The Mayans at the end of the world

Baktun in ChichicastenangoI’m a child of the 90s and in the post-Cold War vacuum I grew up in, my tv-addled brain was regularly filled with predictions about the end of the world. 2012 was a scary concept. I lost a lot of sleep one night after watching a program about the Earth’s impending doom, as predicted by the end of the Mayan calendar. Which was seemingly backed up by Nostradamus.

Given that you’re reading this, obviously the end of the world didn’t happen. I can confirm this. We were right there at Ground Zero in Guatemala – where the Mayans lived – and the world continued on almost as usual. On the morning of the 21st we got up before dawn in Antigua (Guatemala), and spent the day in a minivan driving to Mexico. (More about that trip later.)

Cake in Panajachel

One night in Panajachel in Guatemala, at a cake stand on the street, I met a Guatemalan-American couple. The couple had travelled from the States for the end of the Mayan calendar celebrations (‘Baktun’) on the 21st. I felt a little put out to have timed it wrong to catch the party but they assured me that at Chichicastenango, where I was heading the next morning, the celebrations would be starting on the main market day (every Thursday). The cake, by the way, was one of the best things I ate on my holiday.

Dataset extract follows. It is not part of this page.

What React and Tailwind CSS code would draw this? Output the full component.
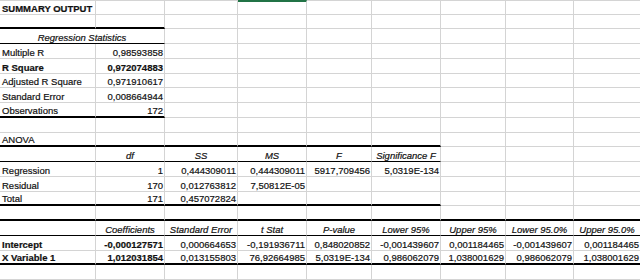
import React from "react";

const W = [
  "w-[96px]",
  "w-[69px]",
  "w-[73px]",
  "w-[69px]",
  "w-[65px]",
  "w-[69px]",
  "w-[65px]",
  "w-[68px]",
  "w-[66px]",
];

const L = (t, b) => ({ t, a: "l", b });
const R = (t, b) => ({ t, a: "r", b });
const C = (t) => ({ t, a: "c", i: true });

const rows = [
  { h: "h-[15px]", cells: [L("SUMMARY OUTPUT", true)], top: true },
  { h: "h-[14px]", bb: "thick", n: 2 },
  { h: "h-[15px]", cells: [{ t: "Regression Statistics", a: "c", i: true, span: true }], bb: "thin", n: 2 },
  { h: "h-[15px]", cells: [L("Multiple R"), R("0,98593858")] },
  { h: "h-[15px]", cells: [L("R Square", true), R("0,972074883", true)] },
  { h: "h-[14px]", cells: [L("Adjusted R Square"), R("0,971910617")] },
  { h: "h-[15px]", cells: [L("Standard Error"), R("0,008664944")] },
  { h: "h-[15px]", cells: [L("Observations"), R("172")], bb: "thick", n: 2 },
  { h: "h-[15px]" },
  { h: "h-[14px]", cells: [L("ANOVA")], bb: "thick", n: 6 },
  { h: "h-[15px]", cells: [L(""), C("df"), C("SS"), C("MS"), C("F"), C("Significance F")], bb: "thin", n: 6 },
  { h: "h-[15px]", cells: [L("Regression"), R("1"), R("0,444309011"), R("0,444309011"), R("5917,709456"), R("5,0319E-134")] },
  { h: "h-[15px]", cells: [L("Residual"), R("170"), R("0,012763812"), R("7,50812E-05")] },
  { h: "h-[14px]", cells: [L("Total"), R("171"), R("0,457072824")], bb: "thick", n: 6 },
  { h: "h-[15px]", bb: "thick", n: 9 },
  {
    h: "h-[15px]",
    cells: [L(""), C("Coefficients"), C("Standard Error"), C("t Stat"), C("P-value"), C("Lower 95%"), C("Upper 95%"), C("Lower 95.0%"), C("Upper 95.0%")],
    bb: "thin",
    n: 9,
  },
  {
    h: "h-[15px]",
    cells: [L("Intercept", true), R("-0,000127571", true), R("0,000664653"), R("-0,191936711"), R("0,848020852"), R("-0,001439607"), R("0,001184465"), R("-0,001439607"), R("0,001184465")],
  },
  {
    h: "h-[14px]",
    cells: [L("X Variable 1", true), R("1,012031854", true), R("0,013155803"), R("76,92664985"), R("5,0319E-134"), R("0,986062079"), R("1,038001629"), R("0,986062079"), R("1,038001629")],
    bb: "thick",
    n: 9,
  },
  { h: "h-[15px]" },
];

function Cell({ w, spec, bb, top, green, last }) {
  const a = spec?.a;
  const align =
    a === "r" ? "justify-end pr-[1px]" : a === "c" ? "justify-center" : "justify-start pl-[2px]";
  const bottom =
    bb === "thick"
      ? "border-b-2 border-b-black"
      : bb === "thin"
      ? "border-b border-b-black"
      : "border-b border-b-[#d4d4d4]";
  const right = last ? "" : "border-r border-r-[#d4d4d4]";
  const t = top ? (green ? "border-t-2 border-t-[#217346]" : "border-t border-t-[#d4d4d4]") : "";
  return (
    <div
      className={`${w} h-full shrink-0 flex items-end whitespace-nowrap overflow-visible ${align} ${bottom} ${right} ${t} ${
        spec?.b ? "font-bold" : ""
      } ${spec?.i ? "italic" : ""}`}
    >
      <span className="leading-[11px]">{spec?.t || ""}</span>
    </div>
  );
}

export default function App() {
  return (
    <div className="w-[640px] h-[280px] overflow-hidden bg-white text-[#111] text-[9.5px] [-webkit-text-stroke:0.2px_#111] font-['Liberation_Sans',Arial,sans-serif]">
      {rows.map((row, ri) => {
        const cells = [];
        let col = 0;
        const specs = row.cells || [];
        let si = 0;
        while (col < 9) {
          const spec = specs[si];
          const inTable = row.bb && col < row.n;
          if (spec && spec.span) {
            cells.push(
              <Cell key={col} w="w-[165px]" spec={spec} bb={inTable ? row.bb : null} top={row.top} />
            );
            col += 2;
          } else {
            cells.push(
              <Cell
                key={col}
                w={W[col]}
                spec={spec}
                bb={inTable ? row.bb : null}
                top={row.top}
                green={col === 3}
                last={col === 8}
              />
            );
            col += 1;
          }
          si += 1;
        }
        return (
          <div key={ri} className={`flex ${row.h}`}>
            {cells}
          </div>
        );
      })}
    </div>
  );
}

Our tour guide at the time, Ernesto, suggested that the whole Baktun thing had been concocted for tourists. However, the majority of people I saw at the celebrations the next day looked like locals: men in cowboy hats, women in traditional dress and children running about. There was a big procession of colourful floats with feathers, accompanied by smoke, incense and heart-stopping crackers.

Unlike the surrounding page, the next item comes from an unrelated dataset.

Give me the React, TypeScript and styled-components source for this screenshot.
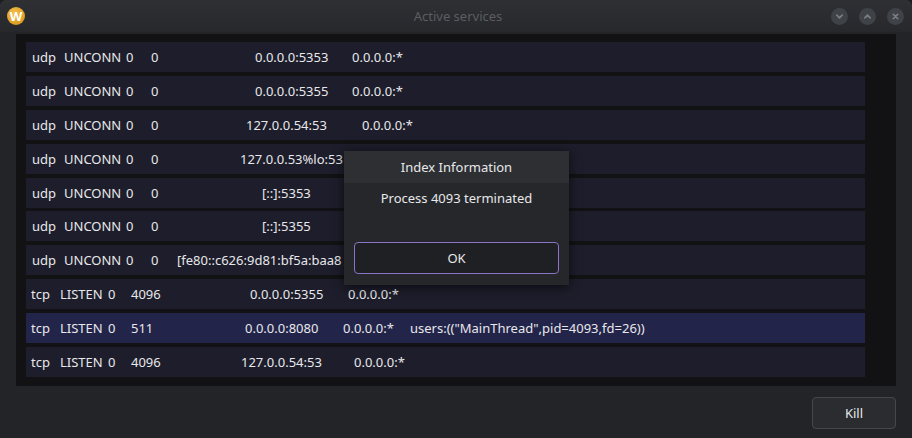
import React from 'react';
import styled, { createGlobalStyle } from 'styled-components';

const Global = createGlobalStyle`
  html, body { margin: 0; padding: 0; background: #1b1c1f; }
  body { font-family: "Noto Sans", "Open Sans", sans-serif; }
`;

type Cell = [string, number];
const udp: Cell[] = [['udp', 32], ['UNCONN', 64], ['0', 126], ['0', 151]];
const tcp = (q: string): Cell[] => [['tcp', 31], ['LISTEN', 60], ['0', 108], [q, 131]];

const rows: { cells: Cell[]; selected?: boolean }[] = [
  { cells: [...udp, ['0.0.0.0:5353', 255], ['0.0.0.0:*', 352]] },
  { cells: [...udp, ['0.0.0.0:5355', 255], ['0.0.0.0:*', 352]] },
  { cells: [...udp, ['127.0.0.54:53', 246], ['0.0.0.0:*', 362]] },
  { cells: [...udp, ['127.0.0.53%lo:53', 240]] },
  { cells: [...udp, ['[::]:5353', 262]] },
  { cells: [...udp, ['[::]:5355', 262]] },
  { cells: [...udp, ['[fe80::c626:9d81:bf5a:baa8', 177]] },
  { cells: [...tcp('4096'), ['0.0.0.0:5355', 250], ['0.0.0.0:*', 348]] },
  { selected: true, cells: [...tcp('511'), ['0.0.0.0:8080', 245], ['0.0.0.0:*', 343], ['users:(("MainThread",pid=4093,fd=26))', 410]] },
  { cells: [...tcp('4096'), ['127.0.0.54:53', 241], ['0.0.0.0:*', 354]] },
];

const Window = styled.div`
  position: relative;
  width: 912px;
  height: 438px;
  background: #232428;
  border-radius: 6px 6px 0 0;
  overflow: hidden;
  display: flex;
  flex-direction: column;
`;

const TitleBar = styled.div`
  height: 32px;
  flex: none;
  display: flex;
  align-items: center;
  padding: 0 8px 0 7px;
  background: linear-gradient(#2e3034, #26282b);
`;

const Logo = styled.div`
  width: 18px;
  height: 18px;
  border-radius: 50%;
  background: radial-gradient(circle at 40% 35%, #f3c04a, #d58e12);
  color: #fff;
  font-weight: 700;
  font-size: 13px;
  display: flex;
  align-items: center;
  justify-content: center;
`;

const Title = styled.div`
  flex: 1;
  text-align: center;
  color: #5b5d62;
  font-size: 13px;
  padding-left: 60px;
`;

const WinButtons = styled.div`
  display: flex;
  gap: 11px;
`;

const WinButton = styled.div`
  width: 17px;
  height: 17px;
  border-radius: 50%;
  background: #3f4247;
  display: flex;
  align-items: center;
  justify-content: center;
`;

const Body = styled.div`
  flex: 1;
  display: flex;
  flex-direction: column;
  padding: 2px 16px 0 16px;
`;

const List = styled.div`
  height: 344px;
  background: #121215;
  padding: 8px 31px 0 10px;
  display: flex;
  flex-direction: column;
  gap: 3.9px;
  overflow: hidden;
`;

const Row = styled.div<{ $selected?: boolean }>`
  position: relative;
  height: 30px;
  flex: none;
  background: ${(p) => (p.$selected ? '#22244a' : '#1d1d2b')};
  color: #e8e8ea;
  font-size: 13px;
`;

const Text = styled.span`
  position: absolute;
  top: 6px;
  white-space: nowrap;
`;

const Footer = styled.div`
  flex: 1;
  display: flex;
  justify-content: flex-end;
  align-items: flex-start;
  padding-top: 11px;
`;

const Button = styled.button<{ $accent?: boolean }>`
  font-family: inherit;
  font-size: 13px;
  color: #e8e8ea;
  background: ${(p) => (p.$accent ? '#1f2024' : '#2a2c30')};
  border: 1px solid ${(p) => (p.$accent ? '#8a72c4' : '#45474c')};
  border-radius: 4px;
  height: 32px;
`;

const KillButton = styled(Button)`
  width: 84px;
`;

const Dialog = styled.div`
  position: absolute;
  left: 344px;
  top: 151px;
  width: 225px;
  height: 134px;
  background: #25272b;
  box-shadow: 0 2px 10px rgba(0, 0, 0, 0.6);
  display: flex;
  flex-direction: column;
  color: #e8e8ea;
  font-size: 13px;
`;

const DialogTitle = styled.div`
  height: 32px;
  background: #2d2f33;
  display: flex;
  align-items: center;
  justify-content: center;
`;

const DialogMessage = styled.div`
  text-align: center;
  padding-top: 6px;
  height: 53px;
`;

const DialogActions = styled.div`
  padding: 0 10px;
`;

const OkButton = styled(Button)`
  width: 100%;
`;

const Glyph = ({ d }: { d: string }) => (
  <svg width="9" height="9" viewBox="0 0 10 10">
    <path d={d} stroke="#7c7f85" strokeWidth="1.8" fill="none" strokeLinecap="round" />
  </svg>
);

export default function App() {
  return (
    <>
      <Global />
      <Window>
        <TitleBar>
          <Logo>W</Logo>
          <Title>Active services</Title>
          <WinButtons>
            <WinButton><Glyph d="M2 3.5 L5 6.5 L8 3.5" /></WinButton>
            <WinButton><Glyph d="M2 6.5 L5 3.5 L8 6.5" /></WinButton>
            <WinButton><Glyph d="M2.5 2.5 L7.5 7.5 M7.5 2.5 L2.5 7.5" /></WinButton>
          </WinButtons>
        </TitleBar>
        <Body>
          <List>
            {rows.map((r, i) => (
              <Row key={i} $selected={r.selected}>
                {r.cells.map(([t, x], j) => (
                  <Text key={j} style={{ left: x - 26 }}>{t}</Text>
                ))}
              </Row>
            ))}
          </List>
          <Footer>
            <KillButton>Kill</KillButton>
          </Footer>
        </Body>
        <Dialog>
          <DialogTitle>Index Information</DialogTitle>
          <DialogMessage>Process 4093 terminated</DialogMessage>
          <DialogActions>
            <OkButton $accent>OK</OkButton>
          </DialogActions>
        </Dialog>
      </Window>
    </>
  );
}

The Baktun celebrations in Chichicastenango
The Baktun celebrations in Chichicastenango

After a few hours of wandering around the market, we sat down to lunch at one of the stalls off the main square, and listened to the band playing while eating fried chicken with vegetables and black tortillas. I always seem to be gawking at festivities in foreign places. And as is often the case when I’m a tourist, I never really understand what’s going on.

It was a hot day in ‘Chichi’ and the market was a little overwhelming with its endless stalls, but we were in the right mood to be there. I enjoyed seeing the handicrafts and use of colour, such as the colourful local cemetery at the edge of the market. We did our bit for the local economy and spent most of our remaining queztals on things that would be useful back home…including a beach towel featuring The Last Supper!!

Guatemala has a large indigenous population with people from different ethnic groups but the one thing they all have in common is that they’re really short. Probably a combination of genetics and poor nutrition. Walking around the market I felt like a giant at 161cm, and was a foot taller than the small women carrying babies in slings – who would push us out of the way in the narrow pathways. Some of the guys I was travelling with were almost a foot taller than me so you can imagine how tall they were compared to the locals. Not that their height deterred the women from pushing them aside as well.

ChichicastenangoWhen I first started travelling I absolutely loved visiting local markets in different places…and I still like it, but I’m a bit more jaded now because the things on offer look more and more the same (I also wrote about this in a previous blog post about Vietnam). A lot of stuff that gets passed off as local is made in other places – I mean, I’m pretty sure that all of the world’s pashminas come from a factory in China. In Guatemala, there’s still a strong culture of handicrafts but a lot of traditional practices are being lost. From looking at the spools of fabric for sale, natural dyeing techniques for threads are largely a thing of the past.

As we were walking towards the van to go home, a little girl accosted me and tried to sell me some of the stuff she had on her. I didn’t particularly want any of it but she persisted and she followed me all the way to the door of our departing van. She was desperately trying to sell me a Christmas decoration that had briefly caught my eye and she begged me to pay 30 quetzals for it ($2.50). I refused. Eventually though, I caved in but for less than the price she asked for. She wasn’t exactly in a strong bargaining position with the car engine revving. I then proceeded to feel guilty about the whole transaction for the next few days because I really should have given her more, if only to satisfy my conscience. Guatemala is a very poor country and the extra dollar would have meant far more to her than me.

And this little incident is what I find difficult about being a tourist in developing countries. The income disparity between me and the majority of locals is a huge gaping chasm with few ways across. I hate bargaining, but I really hate being ‘ripped off’ – which has happened plenty of times – and being pressured into buying – which has happened even more. So shopping at markets often creates dilemmas for me.

It wasn’t the end of the world while we were in Central America and my childhood fears didn’t come to pass – but I was often reminded that I come from a place that might as well be a different world.

Chichicastenango*In case you were wondering, I used Picasa filters on my photos.